GLENN KENNY'S REVIEW


I hadn't read the Michael Cunningham novel upon which this movie is based, but from what I knew of the book, it seemed an odd thing to adapt. The novel is made up of intertwined accounts of three 20th-century women: real-life author Virginia Woolf, whose madness begins recurring as she tries to write Mrs. Dalloway; a housewife in a perfect-seeming post-WWII American household who's reading Mrs. Dalloway; and a contemporary woman arranging an award party for a former lover, a poet dying of AIDS who has nicknamed her “Mrs. Dalloway.” The whole enterprise seemed distinctly literary-the sort of thing that, when given the proper respect in its adaptation, should pretty much play like death itself onscreen. Well, surprise, surprise.
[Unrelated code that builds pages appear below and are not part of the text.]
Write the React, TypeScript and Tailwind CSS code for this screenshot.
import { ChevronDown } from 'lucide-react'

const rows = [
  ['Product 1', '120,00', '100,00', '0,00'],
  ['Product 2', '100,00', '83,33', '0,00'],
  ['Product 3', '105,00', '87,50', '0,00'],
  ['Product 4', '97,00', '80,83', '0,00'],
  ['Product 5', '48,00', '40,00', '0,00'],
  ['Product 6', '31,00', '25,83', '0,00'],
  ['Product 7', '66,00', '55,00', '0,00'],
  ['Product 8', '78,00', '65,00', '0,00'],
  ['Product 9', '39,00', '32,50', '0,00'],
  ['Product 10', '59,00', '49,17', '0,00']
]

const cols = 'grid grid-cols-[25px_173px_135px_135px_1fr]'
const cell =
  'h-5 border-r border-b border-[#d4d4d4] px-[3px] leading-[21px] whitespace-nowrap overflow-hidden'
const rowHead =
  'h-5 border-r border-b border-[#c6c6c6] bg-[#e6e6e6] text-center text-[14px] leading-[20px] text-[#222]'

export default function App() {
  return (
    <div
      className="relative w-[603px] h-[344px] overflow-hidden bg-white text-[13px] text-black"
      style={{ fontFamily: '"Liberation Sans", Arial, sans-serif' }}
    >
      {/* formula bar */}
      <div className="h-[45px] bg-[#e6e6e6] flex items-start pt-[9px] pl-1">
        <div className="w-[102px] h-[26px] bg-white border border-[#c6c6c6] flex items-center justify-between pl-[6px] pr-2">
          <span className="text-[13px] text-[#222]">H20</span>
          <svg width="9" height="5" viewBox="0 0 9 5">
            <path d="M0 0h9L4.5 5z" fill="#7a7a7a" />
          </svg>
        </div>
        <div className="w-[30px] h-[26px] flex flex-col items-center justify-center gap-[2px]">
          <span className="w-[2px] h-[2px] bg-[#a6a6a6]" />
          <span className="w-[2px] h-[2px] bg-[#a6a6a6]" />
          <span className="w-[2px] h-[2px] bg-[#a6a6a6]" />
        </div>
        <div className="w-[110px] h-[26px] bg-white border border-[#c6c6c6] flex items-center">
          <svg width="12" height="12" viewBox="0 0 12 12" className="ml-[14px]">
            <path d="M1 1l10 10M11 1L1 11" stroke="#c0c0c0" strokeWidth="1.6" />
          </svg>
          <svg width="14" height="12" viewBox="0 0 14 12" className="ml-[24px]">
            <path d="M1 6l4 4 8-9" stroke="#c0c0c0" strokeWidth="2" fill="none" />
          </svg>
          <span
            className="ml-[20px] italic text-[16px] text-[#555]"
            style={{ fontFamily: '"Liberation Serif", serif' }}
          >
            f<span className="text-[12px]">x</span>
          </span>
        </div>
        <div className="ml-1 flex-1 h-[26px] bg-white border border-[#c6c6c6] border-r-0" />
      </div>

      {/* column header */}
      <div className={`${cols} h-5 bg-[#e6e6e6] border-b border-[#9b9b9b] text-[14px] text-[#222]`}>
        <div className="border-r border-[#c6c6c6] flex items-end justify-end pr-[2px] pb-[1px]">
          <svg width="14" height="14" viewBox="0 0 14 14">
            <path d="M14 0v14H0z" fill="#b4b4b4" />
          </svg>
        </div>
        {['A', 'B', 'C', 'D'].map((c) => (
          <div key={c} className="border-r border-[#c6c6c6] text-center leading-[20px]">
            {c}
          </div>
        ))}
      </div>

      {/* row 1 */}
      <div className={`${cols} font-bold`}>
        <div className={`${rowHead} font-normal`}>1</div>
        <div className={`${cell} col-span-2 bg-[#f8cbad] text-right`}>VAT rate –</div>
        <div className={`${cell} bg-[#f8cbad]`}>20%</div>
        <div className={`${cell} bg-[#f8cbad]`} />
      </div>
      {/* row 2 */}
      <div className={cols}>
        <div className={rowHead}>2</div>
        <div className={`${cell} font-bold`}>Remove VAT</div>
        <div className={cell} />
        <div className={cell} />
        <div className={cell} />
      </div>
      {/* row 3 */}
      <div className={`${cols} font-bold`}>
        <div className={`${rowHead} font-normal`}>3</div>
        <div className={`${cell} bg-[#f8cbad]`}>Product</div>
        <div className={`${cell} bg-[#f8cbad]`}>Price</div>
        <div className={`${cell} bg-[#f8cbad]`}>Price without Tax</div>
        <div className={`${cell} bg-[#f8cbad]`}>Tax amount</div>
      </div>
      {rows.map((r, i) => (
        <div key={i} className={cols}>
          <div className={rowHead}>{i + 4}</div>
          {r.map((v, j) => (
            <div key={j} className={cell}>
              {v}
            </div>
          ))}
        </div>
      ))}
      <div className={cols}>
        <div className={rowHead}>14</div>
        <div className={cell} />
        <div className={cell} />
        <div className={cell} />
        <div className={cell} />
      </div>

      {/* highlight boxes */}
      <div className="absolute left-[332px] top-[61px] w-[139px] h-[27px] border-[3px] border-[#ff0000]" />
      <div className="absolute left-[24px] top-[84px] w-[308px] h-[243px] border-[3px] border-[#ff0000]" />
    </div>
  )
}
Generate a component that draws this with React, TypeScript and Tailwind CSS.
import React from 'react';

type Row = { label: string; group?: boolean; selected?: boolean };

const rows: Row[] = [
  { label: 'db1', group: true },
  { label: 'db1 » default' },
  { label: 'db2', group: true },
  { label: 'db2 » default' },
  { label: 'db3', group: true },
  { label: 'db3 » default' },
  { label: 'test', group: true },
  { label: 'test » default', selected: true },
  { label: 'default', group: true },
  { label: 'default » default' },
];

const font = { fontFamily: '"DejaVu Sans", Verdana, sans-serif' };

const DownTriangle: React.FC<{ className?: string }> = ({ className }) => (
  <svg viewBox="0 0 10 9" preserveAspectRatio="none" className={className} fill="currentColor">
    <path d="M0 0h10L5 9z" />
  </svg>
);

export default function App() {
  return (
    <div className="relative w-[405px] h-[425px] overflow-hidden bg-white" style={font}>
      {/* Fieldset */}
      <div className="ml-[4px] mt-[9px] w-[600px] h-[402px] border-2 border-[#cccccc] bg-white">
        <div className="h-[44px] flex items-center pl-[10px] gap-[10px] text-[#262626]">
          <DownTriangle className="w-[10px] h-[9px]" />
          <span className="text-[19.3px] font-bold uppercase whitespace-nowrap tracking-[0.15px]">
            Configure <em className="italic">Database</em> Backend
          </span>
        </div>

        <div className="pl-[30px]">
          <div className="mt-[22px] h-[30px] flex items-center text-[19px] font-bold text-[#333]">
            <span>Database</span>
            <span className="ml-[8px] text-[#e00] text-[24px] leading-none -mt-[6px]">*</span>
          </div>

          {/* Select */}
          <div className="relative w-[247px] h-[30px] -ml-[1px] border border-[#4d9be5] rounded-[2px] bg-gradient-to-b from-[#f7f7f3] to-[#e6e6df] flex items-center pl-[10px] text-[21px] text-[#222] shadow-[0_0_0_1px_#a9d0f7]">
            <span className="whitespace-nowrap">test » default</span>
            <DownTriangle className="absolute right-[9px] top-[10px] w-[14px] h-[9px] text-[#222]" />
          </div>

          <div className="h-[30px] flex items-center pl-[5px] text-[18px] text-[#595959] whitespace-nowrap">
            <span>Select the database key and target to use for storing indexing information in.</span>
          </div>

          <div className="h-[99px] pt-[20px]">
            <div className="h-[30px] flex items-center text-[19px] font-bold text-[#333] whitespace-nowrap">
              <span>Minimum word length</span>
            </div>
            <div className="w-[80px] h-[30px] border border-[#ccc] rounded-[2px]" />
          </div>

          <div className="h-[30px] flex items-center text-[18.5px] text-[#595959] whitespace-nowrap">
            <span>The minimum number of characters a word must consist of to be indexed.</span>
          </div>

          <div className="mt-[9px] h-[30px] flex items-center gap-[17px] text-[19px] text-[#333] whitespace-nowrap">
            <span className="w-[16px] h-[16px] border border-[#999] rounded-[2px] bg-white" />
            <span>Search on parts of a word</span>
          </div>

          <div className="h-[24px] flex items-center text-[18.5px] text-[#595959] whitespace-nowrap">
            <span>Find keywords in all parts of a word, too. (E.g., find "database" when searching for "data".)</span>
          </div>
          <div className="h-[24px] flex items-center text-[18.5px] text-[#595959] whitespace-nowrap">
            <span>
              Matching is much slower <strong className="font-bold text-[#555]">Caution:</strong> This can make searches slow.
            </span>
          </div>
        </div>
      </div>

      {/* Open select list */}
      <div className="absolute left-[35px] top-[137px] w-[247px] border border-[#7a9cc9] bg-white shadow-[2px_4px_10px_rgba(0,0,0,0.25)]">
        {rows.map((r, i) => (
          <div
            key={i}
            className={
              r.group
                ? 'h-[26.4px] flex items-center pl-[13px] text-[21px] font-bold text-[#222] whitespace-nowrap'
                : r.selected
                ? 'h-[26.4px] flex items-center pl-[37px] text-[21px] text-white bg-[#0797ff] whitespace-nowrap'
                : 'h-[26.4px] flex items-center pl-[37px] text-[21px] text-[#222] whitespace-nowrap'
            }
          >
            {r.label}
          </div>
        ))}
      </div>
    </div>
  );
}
Director Stephen Daldry; screenwriter David Hare; actors Nicole Kidman, Julianne Moore, Meryl Streep, Ed Harris, Toni Collette, and more; and, let us not forget, producer Scott Rudin, who got all these talents together, have made a most engaging, moving, and provocative film out of The Hours. The portraits of the individual women are so artfully limned that one is free to ignore the larger feminist subtext (as someone who distrusts message movies, I was happy to do so, just as those who love such things will lap up the picture's “point”) and revel in the pithy dialogue and deft interweaving of story lines. As for the acting, though Moore and Streep are impeccable, Kidman, playing Virginia Woolf, is first among equals. Her beautifully crafted prosthetic shnoz camouflages her flawless face, but it's the sheer conviction and power of her performance that makes you forget it's Nicole Kidman, movie star, up there.